**Direction**
Return all the entries exactly, keeping pictures out.
* begin Data to process *
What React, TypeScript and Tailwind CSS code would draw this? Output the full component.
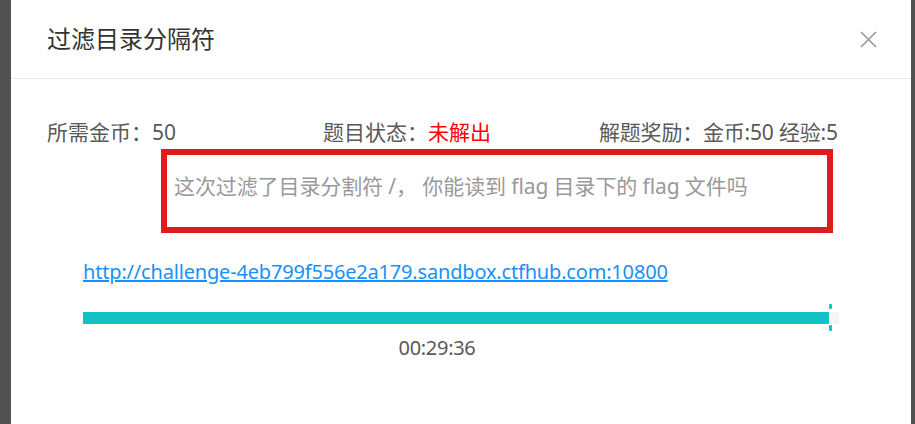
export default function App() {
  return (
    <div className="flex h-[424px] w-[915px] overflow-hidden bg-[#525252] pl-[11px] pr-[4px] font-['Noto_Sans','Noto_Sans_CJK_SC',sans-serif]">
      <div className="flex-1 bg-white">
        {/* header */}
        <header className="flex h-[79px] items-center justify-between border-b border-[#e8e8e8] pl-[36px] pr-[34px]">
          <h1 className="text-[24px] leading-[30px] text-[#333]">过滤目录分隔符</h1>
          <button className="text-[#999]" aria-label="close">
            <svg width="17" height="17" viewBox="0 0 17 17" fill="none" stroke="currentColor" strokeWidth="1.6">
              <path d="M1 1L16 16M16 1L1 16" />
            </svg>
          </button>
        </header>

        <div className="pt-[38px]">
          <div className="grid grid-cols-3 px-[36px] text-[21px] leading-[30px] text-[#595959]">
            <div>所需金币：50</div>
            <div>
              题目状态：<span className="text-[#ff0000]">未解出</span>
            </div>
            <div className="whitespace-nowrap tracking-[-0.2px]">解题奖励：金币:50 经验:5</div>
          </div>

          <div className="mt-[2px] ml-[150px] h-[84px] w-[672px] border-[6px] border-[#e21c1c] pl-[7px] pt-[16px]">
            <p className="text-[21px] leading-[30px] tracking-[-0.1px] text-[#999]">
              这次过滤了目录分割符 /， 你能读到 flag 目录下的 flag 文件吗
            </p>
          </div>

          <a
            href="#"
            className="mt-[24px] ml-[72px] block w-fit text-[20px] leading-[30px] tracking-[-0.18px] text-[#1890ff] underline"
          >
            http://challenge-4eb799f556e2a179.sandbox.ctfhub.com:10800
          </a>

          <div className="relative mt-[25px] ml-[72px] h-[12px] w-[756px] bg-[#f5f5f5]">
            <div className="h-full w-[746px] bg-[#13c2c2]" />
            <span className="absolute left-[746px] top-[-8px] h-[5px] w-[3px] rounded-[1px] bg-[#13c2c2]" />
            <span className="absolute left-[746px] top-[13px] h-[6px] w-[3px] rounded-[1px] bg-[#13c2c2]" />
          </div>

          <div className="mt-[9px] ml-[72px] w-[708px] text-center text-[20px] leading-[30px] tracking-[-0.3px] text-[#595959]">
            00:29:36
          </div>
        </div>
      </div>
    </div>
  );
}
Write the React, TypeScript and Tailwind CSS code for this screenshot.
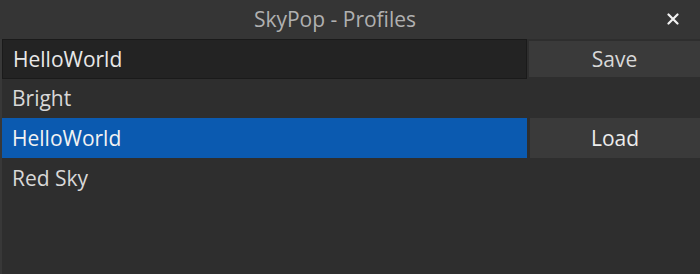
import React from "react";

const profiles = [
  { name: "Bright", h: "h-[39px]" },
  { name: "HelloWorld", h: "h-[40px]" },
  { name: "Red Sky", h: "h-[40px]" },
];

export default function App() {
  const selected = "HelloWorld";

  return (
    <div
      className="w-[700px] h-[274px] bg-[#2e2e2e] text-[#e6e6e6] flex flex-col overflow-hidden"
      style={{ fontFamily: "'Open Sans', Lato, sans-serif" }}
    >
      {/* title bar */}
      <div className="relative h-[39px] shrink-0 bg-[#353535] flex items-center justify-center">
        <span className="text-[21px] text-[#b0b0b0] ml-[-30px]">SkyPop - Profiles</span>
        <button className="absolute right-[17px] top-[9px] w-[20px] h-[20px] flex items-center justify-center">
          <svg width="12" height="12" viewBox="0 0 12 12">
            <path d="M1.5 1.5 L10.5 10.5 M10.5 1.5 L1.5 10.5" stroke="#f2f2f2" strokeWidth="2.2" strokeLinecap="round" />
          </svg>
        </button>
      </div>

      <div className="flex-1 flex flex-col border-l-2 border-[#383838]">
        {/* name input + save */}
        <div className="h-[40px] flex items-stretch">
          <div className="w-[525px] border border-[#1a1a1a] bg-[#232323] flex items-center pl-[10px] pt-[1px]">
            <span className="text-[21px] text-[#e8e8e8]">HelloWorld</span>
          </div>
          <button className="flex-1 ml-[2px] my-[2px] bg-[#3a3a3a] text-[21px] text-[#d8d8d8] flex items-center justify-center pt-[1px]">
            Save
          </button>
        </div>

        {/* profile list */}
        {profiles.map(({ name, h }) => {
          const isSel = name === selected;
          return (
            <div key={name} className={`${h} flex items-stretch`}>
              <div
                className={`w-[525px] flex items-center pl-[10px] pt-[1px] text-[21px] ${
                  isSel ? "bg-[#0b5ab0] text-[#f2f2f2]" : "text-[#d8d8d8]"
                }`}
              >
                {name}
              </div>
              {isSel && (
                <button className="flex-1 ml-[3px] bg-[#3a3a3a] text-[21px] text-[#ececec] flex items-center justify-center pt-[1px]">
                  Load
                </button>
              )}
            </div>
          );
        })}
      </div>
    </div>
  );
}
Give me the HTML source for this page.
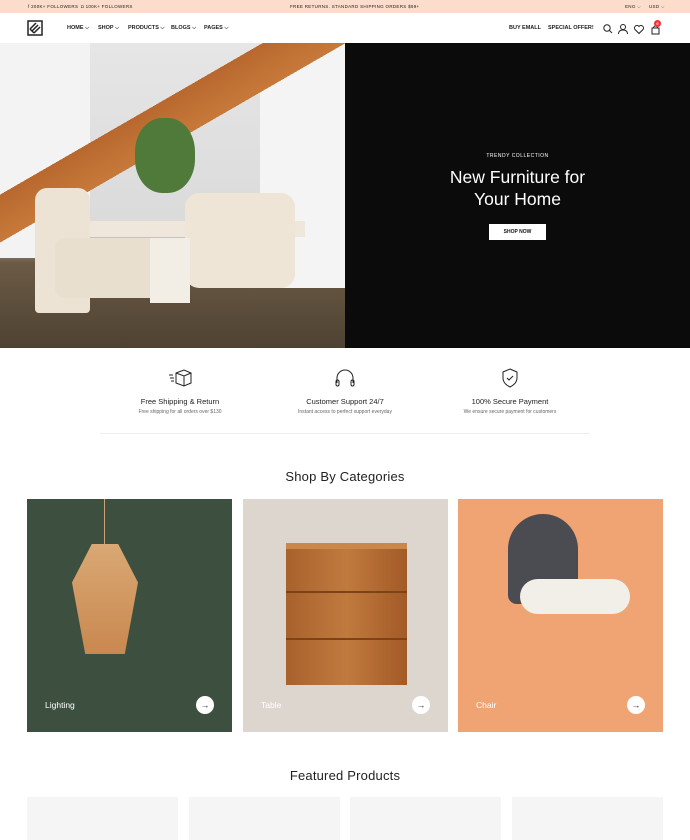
* end Data to process *
**Finished task**
What React, TypeScript and Tailwind CSS code would draw this? Output the full component.
export default function App() {
  return (
    <div className="flex h-[424px] w-[915px] overflow-hidden bg-[#525252] pl-[11px] pr-[4px] font-['Noto_Sans','Noto_Sans_CJK_SC',sans-serif]">
      <div className="flex-1 bg-white">
        {/* header */}
        <header className="flex h-[79px] items-center justify-between border-b border-[#e8e8e8] pl-[36px] pr-[34px]">
          <h1 className="text-[24px] leading-[30px] text-[#333]">过滤目录分隔符</h1>
          <button className="text-[#999]" aria-label="close">
            <svg width="17" height="17" viewBox="0 0 17 17" fill="none" stroke="currentColor" strokeWidth="1.6">
              <path d="M1 1L16 16M16 1L1 16" />
            </svg>
          </button>
        </header>

        <div className="pt-[38px]">
          <div className="grid grid-cols-3 px-[36px] text-[21px] leading-[30px] text-[#595959]">
            <div>所需金币：50</div>
            <div>
              题目状态：<span className="text-[#ff0000]">未解出</span>
            </div>
            <div className="whitespace-nowrap tracking-[-0.2px]">解题奖励：金币:50 经验:5</div>
          </div>

          <div className="mt-[2px] ml-[150px] h-[84px] w-[672px] border-[6px] border-[#e21c1c] pl-[7px] pt-[16px]">
            <p className="text-[21px] leading-[30px] tracking-[-0.1px] text-[#999]">
              这次过滤了目录分割符 /， 你能读到 flag 目录下的 flag 文件吗
            </p>
          </div>

          <a
            href="#"
            className="mt-[24px] ml-[72px] block w-fit text-[20px] leading-[30px] tracking-[-0.18px] text-[#1890ff] underline"
          >
            http://challenge-4eb799f556e2a179.sandbox.ctfhub.com:10800
          </a>

          <div className="relative mt-[25px] ml-[72px] h-[12px] w-[756px] bg-[#f5f5f5]">
            <div className="h-full w-[746px] bg-[#13c2c2]" />
            <span className="absolute left-[746px] top-[-8px] h-[5px] w-[3px] rounded-[1px] bg-[#13c2c2]" />
            <span className="absolute left-[746px] top-[13px] h-[6px] w-[3px] rounded-[1px] bg-[#13c2c2]" />
          </div>

          <div className="mt-[9px] ml-[72px] w-[708px] text-center text-[20px] leading-[30px] tracking-[-0.3px] text-[#595959]">
            00:29:36
          </div>
        </div>
      </div>
    </div>
  );
}
Write the React, TypeScript and Tailwind CSS code for this screenshot.
import React from "react";

const profiles = [
  { name: "Bright", h: "h-[39px]" },
  { name: "HelloWorld", h: "h-[40px]" },
  { name: "Red Sky", h: "h-[40px]" },
];

export default function App() {
  const selected = "HelloWorld";

  return (
    <div
      className="w-[700px] h-[274px] bg-[#2e2e2e] text-[#e6e6e6] flex flex-col overflow-hidden"
      style={{ fontFamily: "'Open Sans', Lato, sans-serif" }}
    >
      {/* title bar */}
      <div className="relative h-[39px] shrink-0 bg-[#353535] flex items-center justify-center">
        <span className="text-[21px] text-[#b0b0b0] ml-[-30px]">SkyPop - Profiles</span>
        <button className="absolute right-[17px] top-[9px] w-[20px] h-[20px] flex items-center justify-center">
          <svg width="12" height="12" viewBox="0 0 12 12">
            <path d="M1.5 1.5 L10.5 10.5 M10.5 1.5 L1.5 10.5" stroke="#f2f2f2" strokeWidth="2.2" strokeLinecap="round" />
          </svg>
        </button>
      </div>

      <div className="flex-1 flex flex-col border-l-2 border-[#383838]">
        {/* name input + save */}
        <div className="h-[40px] flex items-stretch">
          <div className="w-[525px] border border-[#1a1a1a] bg-[#232323] flex items-center pl-[10px] pt-[1px]">
            <span className="text-[21px] text-[#e8e8e8]">HelloWorld</span>
          </div>
          <button className="flex-1 ml-[2px] my-[2px] bg-[#3a3a3a] text-[21px] text-[#d8d8d8] flex items-center justify-center pt-[1px]">
            Save
          </button>
        </div>

        {/* profile list */}
        {profiles.map(({ name, h }) => {
          const isSel = name === selected;
          return (
            <div key={name} className={`${h} flex items-stretch`}>
              <div
                className={`w-[525px] flex items-center pl-[10px] pt-[1px] text-[21px] ${
                  isSel ? "bg-[#0b5ab0] text-[#f2f2f2]" : "text-[#d8d8d8]"
                }`}
              >
                {name}
              </div>
              {isSel && (
                <button className="flex-1 ml-[3px] bg-[#3a3a3a] text-[21px] text-[#ececec] flex items-center justify-center pt-[1px]">
                  Load
                </button>
              )}
            </div>
          );
        })}
      </div>
    </div>
  );
}
Give me the HTML source for this page.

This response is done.